One race later, Doyle picked up his second win on the card with Aflutter for Sheppard and Hudson River Farm. The 7-year-old son of Birdstone came from deep in the seven-horse field to win by a length over Albus with Set To Music third. The winner ran twice on the flat as a 3-year-old, tried hurdling and won on the flat at 4, missed his 5-year-old season and ran twice over jumps last fall. This year, the half-brother to hurdle stakes winner Parker’s Project – and to first-race runner Snuggling – placed in two spring maiden hurdles and finished second against winners at Saratoga.

Maiden timber winner Where’s The Beef completed a double for Welcome Here Farm when he scored by a half-length over Enuff Alex who in turn had a half-length on Only Charity in the 3 1/8-mile race. The winner led throughout for jockey Mark Beecher and trainer Ivan Dowling, and just lasted to win for the first time since taking a novice hurdle stakes in 2013.

Like the maiden hurdlers, the maiden timber horses filled two races as Back’s Bad Boy scored one race after Where’s The Beef – scoring by 2 lengths over Cocodimama and Dye Fore.

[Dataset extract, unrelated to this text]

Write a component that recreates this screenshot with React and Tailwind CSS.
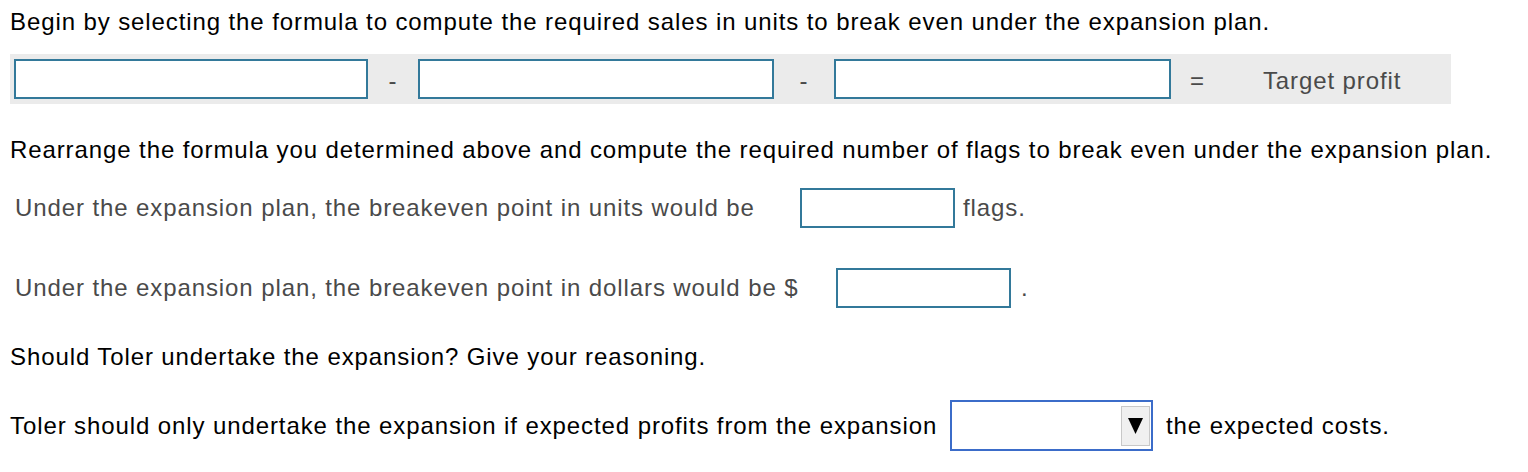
import React from "react";

// Expansion plan break-even question
function Box({ className = "" }) {
  return <div className={`h-[40px] shrink-0 border-2 border-[#33799a] bg-white ${className}`} />;
}

export default function App() {
  return (
    <div className="w-[1528px] h-[472px] bg-white font-['Liberation_Sans',Arial,sans-serif] text-[24px] leading-[26px] tracking-[0.9px] text-black whitespace-nowrap">
      <p className="pl-[10px] pt-[9px]">
        Begin by selecting the formula to compute the required sales in units to break even under the expansion plan.
      </p>

      {/* Formula band */}
      <div className="ml-[10px] mt-[19px] w-[1441px] h-[50px] bg-[#ebebeb] flex items-center pl-[4px] text-[#4a4a4a]">
        <Box className="w-[354px]" />
        <span className="w-[50px] text-center pt-[4px]">-</span>
        <Box className="w-[356px]" />
        <span className="w-[60px] text-center pt-[4px]">-</span>
        <Box className="w-[337px]" />
        <span className="ml-[19px] pt-[3px]">=</span>
        <span className="ml-[58px] pt-[3px]">Target profit</span>
      </div>

      <p className="pl-[10px] mt-[33px]">
        Rearrange the formula you determined above and compute the required number of flags to break even under the expansion plan.
      </p>

      <div className="flex items-center h-[40px] pl-[15px] mt-[25px] text-[#4a4a4a]">
        <span className="w-[785px]">Under the expansion plan, the breakeven point in units would be</span>
        <Box className="w-[155px]" />
        <span className="ml-[8px]">flags.</span>
      </div>

      <div className="flex items-center h-[40px] pl-[15px] mt-[40px] text-[#4a4a4a]">
        <span className="w-[821px]">Under the expansion plan, the breakeven point in dollars would be $</span>
        <Box className="w-[175px]" />
        <span className="ml-[10px]">.</span>
      </div>

      <p className="pl-[10px] mt-[36px]">Should Toler undertake the expansion? Give your reasoning.</p>

      <div className="flex items-center h-[51px] pl-[10px] mt-[30px]">
        <span className="w-[940px]">Toler should only undertake the expansion if expected profits from the expansion</span>
        <div className="w-[203px] h-[51px] shrink-0 border-2 border-[#3b6cc9] bg-white flex items-center justify-end pr-[1px]">
          <div className="w-[29px] h-[40px] bg-[#f0f0f0] border border-[#c8c8c8] flex items-center justify-center">
            <svg width="15" height="18" viewBox="0 0 15 18">
              <path d="M0 1 H15 L7.5 17 Z" fill="#000" />
            </svg>
          </div>
        </div>
        <span className="ml-[13px]">the expected costs.</span>
      </div>
    </div>
  );
}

Keith Dalton rode the winner for Ivy Hill Stable and trainer Alicia Murphy. The winner, a 6-year-old son of Oratory, was bred in Pennsylvania by Country Life Farm and Thomas Finacchio.

The Fields Stable’s Lyonell (Doyle) tuned up for bigger things with a training flat win for trainer Elizabeth Voss. Others in the finale included the Voss-trained Barnacle Bill who was third and stakes horse Jamarjo.